In contrast to the good feelings expressed in public, Mr Obama’s private talks will focus on worries regarding Kenya’s security strategy and on what US officials view as Kenyan government attempts to stifle dissent, Mr Throup and other analysts say.
White House Press Secretary Josh Earnest addressed those topics in remarks to reporters last week.
“We continue to be mindful of the need for security forces in Kenya to ensure that even as they engage in counter-terrorism efforts, they respect the basic human rights of the population,” Mr Earnest said. “And this is an admonition that we have levelled on more than one occasion against the Kenya Government.”
The White House spokesman’s comments were made the same day that Al-Shabaab killed 14 Kenyans at a quarry compound in Mandera County. Mr Earnest said that while the US closely monitors terrorist threats, officials do not intend “at this point” to adjust Mr Obama’s Kenya schedule in response to security concerns.
Debate is raging within the Obama administration over “how confrontational and critical” he should be in raising security issues in his closed-door discussions with President Kenyatta, Mr Throup says.
The senior associate at the Centre for Strategic and International Studies suggests that Mr Obama will try to persuade Mr Kenyatta to view problems in Kenya’s northeastern and Coast regions as stemming not solely from terrorist infiltration but also from “economic deprivation and social grievance.”
Mr Throup predicts that Mr Obama’s key message on security will be: “It’s counterproductive for the Kenyan government to see it in purely military terms.”
But how forcefully will that message be delivered? Mr Throup wonders.
“President Kenyatta can be an extremely charming person,” he says, “and it may be that President Obama will succumb to that.”
A friendly set of talks in private may also lead Mr Obama to strike a softer tone — at least in public — when expressing US concerns about human rights, Mr Throup adds.
But Mr Obama should be outspoken on such issues in public as well as in private, argues Ms Monde Muyangwa, head of the Africa programme at Woodrow Wilson Centre in Washington.
“The back-door approach has cons as well as pros,” she says. “Ordinary African citizens will be looking to the US to be forceful in its statements on human rights.”
The State Department has been critical of the Kenyan government’s moves to limit dissent on the part of civil society organisations. And Mr Obama should continue to express those concerns publicly, says Mr Joshua Meservey, an Africa policy analyst at the Washington-based Heritage Foundation.
SHRINKING DEMOCRATIC SPACE
“There’s a worrying trend of democratic space shrinking in Kenya,” Mr Meservey comments. “It’s reminiscent of the approach Ethiopia has taken in using laws to virtually eradicate opposition.”

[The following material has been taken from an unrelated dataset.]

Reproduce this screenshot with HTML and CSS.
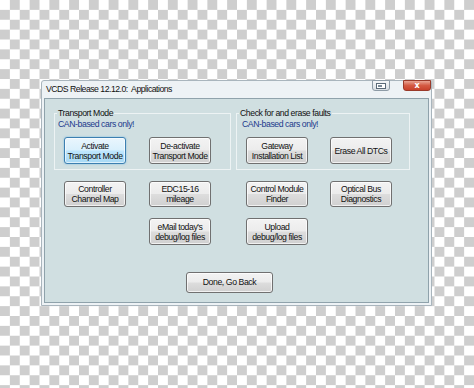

Mr Throup likewise believes President Obama will speak out against “the clampdown on civil society.” Pointing to the de-registering of two Muslim human rights groups — Haki Africa and Muslims For Human Rights — Mr Throup suggests “the government should be embracing rather than persecuting those organisations”.
In calling for respect for human rights and freedoms, Mr Obama is likely to affirm the rights of gay people and to call for tolerance. But Ambassador Bellamy expects the president to be somewhat circumspect in this regard to avoid igniting a controversy that could sour the visit.
“He’s not going to tell Kenyans to adopt laws similar to those in the US,” the former envoy says.
The analysts forecasting the themes of Mr Obama’s visit do not anticipate the International Criminal Court to be a featured topic in either public or private. “Both sides would rather not talk about it,” Ambassador Bellamy remarks.
But Mr Throup anticipates that Deputy President William Ruto, on trial at the ICC on charges of crimes against humanity, will be “carefully isolated” from Mr Obama. The US prefers there be “little or no contact” between the two, Mr Throup says.
That stance reflects the perceived awkwardness of associating the world’s leading champion of human rights with a Kenya politician accused of helping orchestrate large-scale human rights violations.
Kenyan officials are likely to press their US peers to revoke or at least soften the long-standing travel warnings that have contributed to the melt-down of Kenya’s tourism industry.
But the Obama team is unlikely to respond favourably to these promptings, the analysts suggest. The US side will argue “there is nothing the President can do about it,” predicts Mr Meservey of the Heritage Foundation.
Existing laws and potential litigation impel the State Department to alert US citizens to potential threats while travelling outside the country, Mr Meservey says.
“Just imagine the fallout if a US citizen were killed in Kenya after the US lifted a travel warning,” he says.
Mr Meservey expects insecurity to increase in Kenya during Mr Obama’s visit. The President himself is unlikely to be vulnerable due to the protection around him, but Al-Shabaab will likely take advantage of Mr Obama’s presence to attack a soft target, the Africa policy analyst says. “They’ll see the advantages of exposing weaknesses,” he says, adding: “I hope I’m wrong about this.”
None of the analysts interviewed by Sunday Nation foresee major policy announcements being made during Mr Obama’s trip. “There will likely make some initiatives, but no game-changers,” Mr Meservey says.
Instead of unveiling a major new programme, Mr Obama could call attention to Africa-focused projects he has already launched.
These include Power Africa, a public-private effort; Trade Africa, an initiative to facilitate commerce among members of the East African Community; and the renewed African Growth Opportunity Act, a US preferential trade programme.